I read the source code and found that when using activation checkpointing, the block forward is in torch.no_grad
and the outputs are supposed to have requires_grad
set to False. However, after I called the checkpoint, the output tensor required gradient, and I couldn’t figure out why this happened. Hope anyone could help me on this.
I’m not sure what your exact use case is, but the docs for checkpoint_sequential
mention:
All segments except the last will run in
torch.no_grad()
manner, i.e., not storing the intermediate activations. The inputs of each checkpointed segment will be saved for re-running the segment in the backward pass.

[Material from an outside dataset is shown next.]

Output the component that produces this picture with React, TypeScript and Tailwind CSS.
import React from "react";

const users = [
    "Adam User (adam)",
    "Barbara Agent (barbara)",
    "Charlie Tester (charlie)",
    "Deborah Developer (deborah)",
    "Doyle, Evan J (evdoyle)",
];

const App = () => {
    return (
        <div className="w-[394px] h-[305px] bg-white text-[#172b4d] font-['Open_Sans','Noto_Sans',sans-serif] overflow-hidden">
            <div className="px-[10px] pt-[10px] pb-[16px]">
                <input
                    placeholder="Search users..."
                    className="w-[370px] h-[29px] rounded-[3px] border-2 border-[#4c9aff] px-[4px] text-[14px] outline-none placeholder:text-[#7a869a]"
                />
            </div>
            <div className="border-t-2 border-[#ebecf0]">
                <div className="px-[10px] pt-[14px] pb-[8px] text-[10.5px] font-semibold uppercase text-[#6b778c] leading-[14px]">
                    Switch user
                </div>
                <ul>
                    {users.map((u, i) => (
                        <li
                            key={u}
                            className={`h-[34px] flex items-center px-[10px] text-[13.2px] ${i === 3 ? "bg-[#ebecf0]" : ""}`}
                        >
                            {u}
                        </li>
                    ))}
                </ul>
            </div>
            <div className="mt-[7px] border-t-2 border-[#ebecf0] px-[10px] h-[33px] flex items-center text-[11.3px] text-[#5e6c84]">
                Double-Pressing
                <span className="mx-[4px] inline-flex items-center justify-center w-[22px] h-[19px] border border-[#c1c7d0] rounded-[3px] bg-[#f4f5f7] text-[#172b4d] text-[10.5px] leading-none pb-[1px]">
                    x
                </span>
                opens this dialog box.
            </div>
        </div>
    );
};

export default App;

Could this explain the behavior you are seeing?
hi @ptrblck I’m not facing any problem on its usage but just curious about the what is actually going on. Here is a small demo to reproduce the results:
import torch
from torch import nn
from torch.utils.checkpoint import checkpoint
class Model(nn.Module):
def __init__(self):
super().__init__()
self.linear = nn.Linear(100, 100)
self.blocks = nn.Sequential(*[
nn.Linear(100, 100),
nn.Linear(100, 100)
])
def forward(self, x):
x = self.linear(x)
x1 = x2 = x
with torch.no_grad():
for block in self.blocks:
x1 = block(x1)
print(f'no_grad requires_grad: {x1.requires_grad}')
for block in self.blocks:
x2 = checkpoint(block, x2)
print(f'checkpoint requires_grad: {x2.requires_grad}')
return x2
model = Model()
x = torch.randn((2, 100))
outs = model(x)
The outputs are as follows:
no_grad requires_grad: False
no_grad requires_grad: False
checkpoint requires_grad: True
checkpoint requires_grad: True
For checkpoint outputs, the requires_grad
are set to True and this differs from the description of activation checkpoint.

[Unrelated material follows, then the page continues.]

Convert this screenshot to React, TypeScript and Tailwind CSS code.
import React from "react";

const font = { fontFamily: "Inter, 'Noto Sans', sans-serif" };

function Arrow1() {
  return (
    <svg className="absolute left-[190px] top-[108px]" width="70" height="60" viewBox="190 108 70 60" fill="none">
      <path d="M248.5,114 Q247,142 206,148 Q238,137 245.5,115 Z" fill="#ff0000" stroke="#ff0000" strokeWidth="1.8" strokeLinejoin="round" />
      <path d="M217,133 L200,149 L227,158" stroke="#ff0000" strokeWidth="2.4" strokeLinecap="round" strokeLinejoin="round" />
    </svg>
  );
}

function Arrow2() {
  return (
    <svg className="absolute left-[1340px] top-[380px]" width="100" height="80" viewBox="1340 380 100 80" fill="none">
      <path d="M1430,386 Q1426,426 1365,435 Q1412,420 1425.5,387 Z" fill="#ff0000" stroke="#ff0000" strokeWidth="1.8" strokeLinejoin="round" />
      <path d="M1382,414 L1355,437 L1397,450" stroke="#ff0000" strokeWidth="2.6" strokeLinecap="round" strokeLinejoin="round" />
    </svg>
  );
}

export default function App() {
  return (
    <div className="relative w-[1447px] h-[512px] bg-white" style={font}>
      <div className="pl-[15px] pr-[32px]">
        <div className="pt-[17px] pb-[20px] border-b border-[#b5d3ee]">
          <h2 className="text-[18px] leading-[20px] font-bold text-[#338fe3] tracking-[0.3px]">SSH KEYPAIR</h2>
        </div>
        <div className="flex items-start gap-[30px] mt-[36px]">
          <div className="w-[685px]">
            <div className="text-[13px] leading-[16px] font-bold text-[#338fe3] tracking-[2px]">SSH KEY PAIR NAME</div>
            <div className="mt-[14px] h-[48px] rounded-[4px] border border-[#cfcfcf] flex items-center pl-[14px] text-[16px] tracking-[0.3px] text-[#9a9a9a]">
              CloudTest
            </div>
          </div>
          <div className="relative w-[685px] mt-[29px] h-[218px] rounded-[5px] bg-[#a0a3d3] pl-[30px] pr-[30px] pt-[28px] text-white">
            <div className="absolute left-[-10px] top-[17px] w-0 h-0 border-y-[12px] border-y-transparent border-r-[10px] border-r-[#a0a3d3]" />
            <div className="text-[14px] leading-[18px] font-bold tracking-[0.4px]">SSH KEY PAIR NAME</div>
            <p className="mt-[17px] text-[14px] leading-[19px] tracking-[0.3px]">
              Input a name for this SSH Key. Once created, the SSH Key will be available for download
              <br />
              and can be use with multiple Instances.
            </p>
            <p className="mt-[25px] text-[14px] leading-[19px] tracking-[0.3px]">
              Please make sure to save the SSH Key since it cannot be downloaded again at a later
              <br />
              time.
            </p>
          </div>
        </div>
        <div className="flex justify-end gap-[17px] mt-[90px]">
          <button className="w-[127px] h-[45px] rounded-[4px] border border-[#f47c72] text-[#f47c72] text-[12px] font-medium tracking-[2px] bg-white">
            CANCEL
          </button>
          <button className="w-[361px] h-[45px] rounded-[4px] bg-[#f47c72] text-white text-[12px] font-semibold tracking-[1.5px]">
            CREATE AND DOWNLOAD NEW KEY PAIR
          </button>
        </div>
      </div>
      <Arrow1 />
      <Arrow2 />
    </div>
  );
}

Thanks for the code snippet as I see where the unexpected behavior is coming from.
If you add a debug print statement into the forward
of CheckpointFunction
here, you’ll see that output
indeed does not require gradients anymore. However, the returned tensor returns True
in its requires_grad
attribute again as it seems to be a properly of an autograd.Function
:
class MyCheckpointFunction(torch.autograd.Function):
@staticmethod
def forward(ctx, x):
print(x.requires_grad)
with torch.no_grad():
y = x + 1
print(y.requires_grad)
return y
f = MyCheckpointFunction.apply
x = torch.randn(1, requires_grad=True)
out = f(x)
print(out.requires_grad)
Output:
True
False
True
Yes! It is exactly the same misbehaviour I’ve noticed in previous experiments but I couldn’t find where the attributes are modified. Do you have any idea about this?
BTW, I found that the requires_grad
attribute of the output tensor also depends on the inputs. Once I set the requires_grad=False
for inputs, the outputs tensors are also requires_grad=False
.
I don’t think this is a misbehavior, but exactly how custom autograd.Function
s are designed and have to act on input tensors to avoid breaking the computation graph.
E.g. a custom autograd.Function
can be used to implement any operation from 3rd party libs (such as numpy) which Autograd cannot track. If the output tensor would not require gradients anymore, your layer would never work inside a proper computation graph.
Thanks for your explanation. This makes things much clear for me.